Malgré tous les efforts, elle affirme être très heureuse d’être en mesure de relever ce défi depuis 4 ans. Quoi de mieux pour une sommelière que d’être totalement plongée dans son domaine avec des élèves motivés?

Un domaine en constante mouvance

Tout sommelier qui désire être à jour dans sa pratique sait que la tâche n’est pas simple. Depuis quelques années avec, entre autres, l’arrivée des Appellations d’origine protégées (AOP) européennes en remplacement des Appellations d’origine contrôlées (AOC) françaises, le monde du vin change.

Afin d’être à l’affût des différentes mouvances vini-viticoles, les professionnels doivent savoir trouver leur information. Pour Nancy Lafrance, le défi est quotidien: « Quand tu enseignes, tu ne peux pas te permettre de transmettre la mauvaise information aux élèves. Tu dois constamment revoir la théorie ». C’est pourquoi elle consulte régulièrement différents sites Internet comme ceux des différents comités interprofessionnels des vins des régions ou celui de l’Institut Nationale des Appellations d’Origine (INAO). « Ça devient très difficile de se fier à nos livres. En plus, certains sites Internet se contredisent. Il faut démêler tout ça. C’est un exercice difficile, mais c’est satisfaisant de trouver la bonne information » explique-t-elle. Mais elle utilise entre autres le manuel de sommellerie professionnelle publié par l’ITHQ, pour lequel elle a agi à titre de correctrice lors de sa rédaction et qui est sorti en septembre 2015.

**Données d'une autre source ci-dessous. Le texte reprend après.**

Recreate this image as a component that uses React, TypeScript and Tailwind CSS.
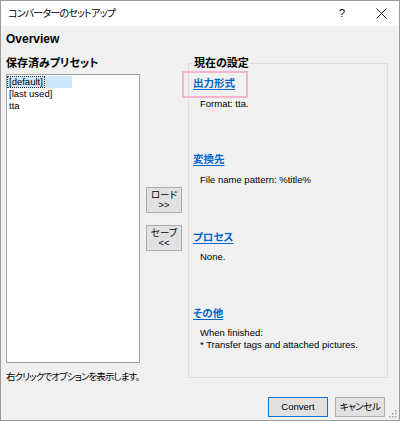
import React from "react";

function SizeGrip() {
  return (
    <svg width="8" height="8" viewBox="0 0 8 8" className="absolute right-[2px] bottom-[2px]">
      <rect x="6" y="0" width="1.5" height="1.5" fill="#a0a0a0" />
      <rect x="3" y="3" width="1.5" height="1.5" fill="#a0a0a0" />
      <rect x="6" y="3" width="1.5" height="1.5" fill="#a0a0a0" />
      <rect x="0" y="6" width="1.5" height="1.5" fill="#a0a0a0" />
      <rect x="3" y="6" width="1.5" height="1.5" fill="#a0a0a0" />
      <rect x="6" y="6" width="1.5" height="1.5" fill="#a0a0a0" />
    </svg>
  );
}

function SideButton({ top, bottom }: { top: string; bottom: string }) {
  return (
    <button className="w-[36px] h-[26px] bg-[#e1e1e1] border border-[#adadad] flex flex-col items-center justify-center text-[9.5px] leading-[10px] text-black">
      <span>{top}</span>
      <span>{bottom}</span>
    </button>
  );
}

function LinkHead({ children }: { children: React.ReactNode }) {
  return (
    <div className="pl-[4px] h-[14px] leading-[14px]">
      <span className="text-[10.5px] font-bold text-[#0066cc] underline underline-offset-[2px]">{children}</span>
    </div>
  );
}

export default function App() {
  return (
    <div className="relative w-[400px] h-[421px] bg-[#f0f0f0] border border-[#9a9a9a] flex flex-col text-black font-['Liberation_Sans','Noto_Sans_CJK_JP',sans-serif] [font-feature-settings:'palt']">
      {/* Title bar */}
      <div className="h-[25px] bg-white flex items-center pl-[7px] shrink-0">
        <span className="text-[10px] tracking-[-0.8px]">コンバーターのセットアップ</span>
        <div className="ml-auto flex items-center">
          <span className="text-[11px] w-[20px] text-center mr-[24px]">?</span>
          <svg width="11" height="11" viewBox="0 0 11 11" className="mr-[12px]">
            <path d="M0.5 0.5 L10.5 10.5 M10.5 0.5 L0.5 10.5" stroke="#222" strokeWidth="1" />
          </svg>
        </div>
      </div>

      {/* Body */}
      <div className="flex-1 flex flex-col pl-[5px]">
        <div className="mt-[6px] h-[14px] leading-[14px] text-[12px] font-bold">Overview</div>

        <div className="mt-[10px] h-[328px] flex">
          {/* Left column */}
          <div className="w-[134px] flex flex-col">
            <div className="h-[14px] leading-[14px] text-[11px] font-bold">保存済みプリセット</div>
            <div className="mt-[4px] h-[289px] bg-white border border-[#a0a0a0] pt-[1px] text-[9.5px] leading-[12px]">
              <div className="w-[65px] h-[12px] bg-[#cce8ff] flex">
                <span className="border border-dotted border-[#333] leading-[10px] px-[1px]">[default]</span>
              </div>
              <div className="pl-[2px]">[last used]</div>
              <div className="pl-[2px]">tta</div>
            </div>
            <div className="mt-[8px] h-[12px] leading-[12px] text-[9.5px] whitespace-nowrap tracking-[-0.9px]">右クリックでオプションを表示します。</div>
          </div>

          {/* Middle buttons */}
          <div className="ml-[6px] w-[36px] flex flex-col">
            <div className="mt-[131px]">
              <SideButton top="ロード" bottom=">>" />
            </div>
            <div className="mt-[12px]">
              <SideButton top="セーブ" bottom="<<" />
            </div>
          </div>

          {/* Right group */}
          <div className="ml-[6px] w-[200px]">
            <fieldset className="h-[322px] border border-[#dcdcdc] px-0">
              <legend className="ml-[4px] px-[1px] text-[11px] font-bold leading-[14px]">現在の設定</legend>
              <div className="text-[9.5px] leading-[12px]">
                <div className="mt-[6px] relative">
                  <LinkHead>出力形式</LinkHead>
                  <div className="absolute left-[-7px] top-[-5px] w-[66px] h-[27px] border-[2px] border-[#f4b4cc]"></div>
                </div>
                <div className="mt-[8px] pl-[11px]">Format: tta.</div>

                <div className="mt-[42px]">
                  <LinkHead>変換先</LinkHead>
                </div>
                <div className="mt-[8px] pl-[11px]">File name pattern: %title%</div>

                <div className="mt-[44px]">
                  <LinkHead>プロセス</LinkHead>
                </div>
                <div className="mt-[7px] pl-[11px]">None.</div>

                <div className="mt-[43px]">
                  <LinkHead>その他</LinkHead>
                </div>
                <div className="mt-[7px] pl-[11px]">When finished:</div>
                <div className="pl-[11px]">* Transfer tags and attached pictures.</div>
              </div>
            </fieldset>
          </div>
        </div>

        {/* Footer */}
        <div className="mt-[13px] flex justify-end pr-[14px] gap-[7px]">
          <button className="w-[60px] h-[20px] bg-[#e1e1e1] border border-[#0078d7] text-[9.5px] leading-[18px]">Convert</button>
          <button className="w-[50px] h-[20px] bg-[#e1e1e1] border border-[#adadad] text-[9.5px] leading-[18px] tracking-[-0.5px]">キャンセル</button>
        </div>
      </div>

      <SizeGrip />
    </div>
  );
}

Si elle n’a plus la chance d’avoir accès à une cave à vin immense, elle trouve aujourd’hui d’autres façons d’évoluer dans sa pratique organoleptique. En plus de déguster avec ses élèves, elle s’assure de visiter tous les salons des vins qu’elle peut. « Non seulement je garde active ma dégustation, mais je discute avec de vignerons qui sont totalement investis de leur métier. »

Son conseil final pour un sommelier qui sort de l’école? « Voyagez et si cela est possible, allez travailler en salle à manger. Vous aiguiserez ainsi toutes vos connaissances et compétences» conclut-elle.